Media competition, information provision and political participation:Evidence from French local newspapers and elections, 1944–2014
Journal of Public Economics
NL : Elsevier B.V.
Forthcoming in print
Media Competition, Newspaper Content, Size of the newsroom, Hard News, Soft News, Political Participation, Media Capture, Governance
This paper investigates the impact of increased media competition on the quantity and quality of news provided and, ultimately, on political participation. I build a new county-level panel dataset of local newspaper presence, newspapers' number of journalists, costs and revenues and political turnout in France, from 1944 to 2014. I estimate the effect of newspaper entry by comparing counties that experience entry to similar counties in the same years that do not. Both sets of counties exhibit similar trends prior to entry, but those with entry experience substantial declines in the average number of journalists. An increased number of newspapers is also associated with fewer articles and less hard news provision.
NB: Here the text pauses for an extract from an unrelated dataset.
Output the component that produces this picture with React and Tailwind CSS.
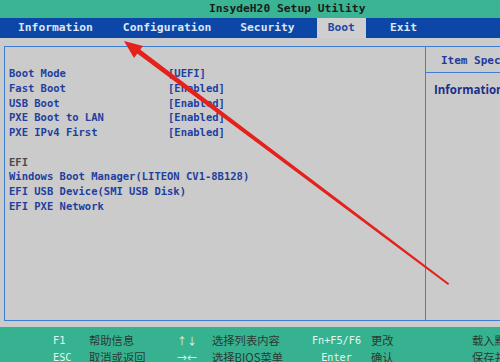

Newspaper entry, and the associated decline in information provision, is ultimately found to decrease voter turnout at local elections. Exploiting the long time span covered by my data, I discuss a number of mechanisms that may drive these empirical findings. First, I examine the relationship between increased competition and media capture in the aftermath of WW2, when newspapers were biased and the advertising market was underdeveloped. I then show that in the recent period the effects are stronger in counties with more homogeneous populations, as predicted by a vertical product differentiation framework, whereas there is little impact in counties with more heterogeneous populations.